Customizing the Workspace#

You may need to modify the target workspace to match your deployment scenario. Key parameters you can adjust:

Target Position Range

Modify target_pos_centre and target_pos_range in the robot-specific config file (e.g., joint_pos_env_cfg.py):

# Center of the target workspace (meters, relative to robot base)
self.target_pos_centre = (0.5, 0.0, 0.4)

# Half-extents of the workspace in each dimension
self.target_pos_range = (0.2, 0.2, 0.15)  # ±20cm x, ±20cm y, ±15cm z

Effects:

Larger ranges increase task difficulty but improve generalization
Ensure all target positions are reachable by the robot (within kinematic limits)
Targets outside reachable workspace will cause the policy to fail

Target Orientation Range

Modify target_rot_centre and target_rot_range:

# Center orientation (roll, pitch, yaw in radians)
self.target_rot_centre = (math.pi, 0.0, 0.0)

# Range of rotation variation around the center
self.target_rot_range = (math.pi/6, math.pi/6, math.pi)  # ±30 deg, ±30 deg, ±180 deg

Effects:

Wider orientation ranges train more versatile policies but may slow convergence
Very wide ranges (e.g., full rotation) significantly increase training difficulty

Action Scale

Modify the scale parameter in the action configuration:

self.actions.arm_action = mdp.RelativeJointPositionActionCfg(
    asset_name="robot",
    joint_names=[".*"],
    scale=0.0625,  # Decrease for finer control, increase for faster motion
    use_zero_offset=True,
)

Effects:

Smaller scale: Finer control, smoother motion, but slower reaching
Larger scale: Faster motion, but potentially jerky or overshooting targets
The same scale must be used during deployment on the real robot

Target Resampling Interval

Modify resampling_time_range in the commands configuration:

self.commands.ee_pose.resampling_time_range = (4.0, 4.0)  # Resample every 4 seconds

Effects:

Shorter intervals: More diverse targets per episode, but less time to converge to each target
Longer intervals: More time to refine tracking, but fewer targets seen during training

Domain Randomization#

Domain randomization helps the policy generalize across variations in real robot behavior.

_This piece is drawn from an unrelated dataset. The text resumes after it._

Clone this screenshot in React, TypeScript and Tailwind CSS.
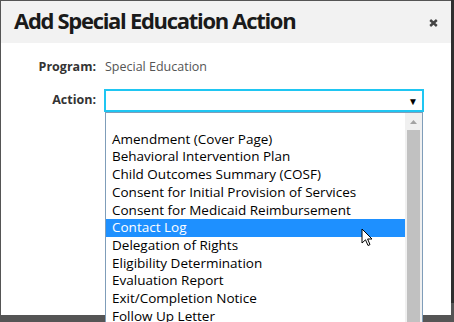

Actuator Gain Randomization:

robot_joint_stiffness_and_damping = EventTerm(
    func=mdp.randomize_actuator_gains,
    min_step_count_between_reset=200,
    mode="reset",
    params={
        "asset_cfg": SceneEntityCfg("robot"),
        "stiffness_distribution_params": (0.9, 1.1),   # 90-110% of nominal
        "damping_distribution_params": (0.75, 1.5),   # 75-150% of nominal
        "operation": "scale",
        "distribution": "uniform",
    },
)

The min_step_count_between_reset=200 ensures that actuator gains are not re-randomized too frequently, giving the policy time to adapt to each set of parameters before they change.

Joint Friction Randomization:

joint_friction = EventTerm(
    func=mdp.randomize_joint_parameters,
    min_step_count_between_reset=200,
    mode="reset",
    params={
        "asset_cfg": SceneEntityCfg("robot"),
        "friction_distribution_params": (0.0, 0.1),  # Add 0-0.1 Nm friction
        "operation": "add",
        "distribution": "uniform",
    },
)

Initial Joint Position Randomization:

reset_robot_joints = EventTerm(
    func=mdp.reset_joints_by_offset,
    mode="reset",
    params={
        "position_range": (-0.125, 0.125),  # ±7 degrees
        "velocity_range": (0.0, 0.0),
    },
)

Reward Structure#

The policy is trained using a keypoint-based reward that captures both position and orientation accuracy:

@configclass
class RewardsCfg:
    """Reward terms for the MDP."""

    # Linear penalty for keypoint tracking error
    end_effector_keypoint_tracking = RewTerm(
        func=mdp.keypoint_command_error,
        weight=-1.5,
        params={
            "asset_cfg": SceneEntityCfg("ee_frame"),
            "command_name": "ee_pose",
            "keypoint_scale": 0.45,
        },
    )

    # Exponential reward for fine precision
    end_effector_keypoint_tracking_exp = RewTerm(
        func=mdp.keypoint_command_error_exp,
        weight=1.5,
        params={
            "asset_cfg": SceneEntityCfg("ee_frame"),
            "command_name": "ee_pose",
            "kp_exp_coeffs": [(50, 0.0001), (300, 0.0001), (5000, 0.0001)],
            "kp_use_sum_of_exps": False,
            "keypoint_scale": 0.45,
        },
    )

    # Penalties for smooth motion
    action_rate = RewTerm(func=mdp.action_rate_l2, weight=-0.005)
    action = RewTerm(func=mdp.action_l2, weight=-0.005)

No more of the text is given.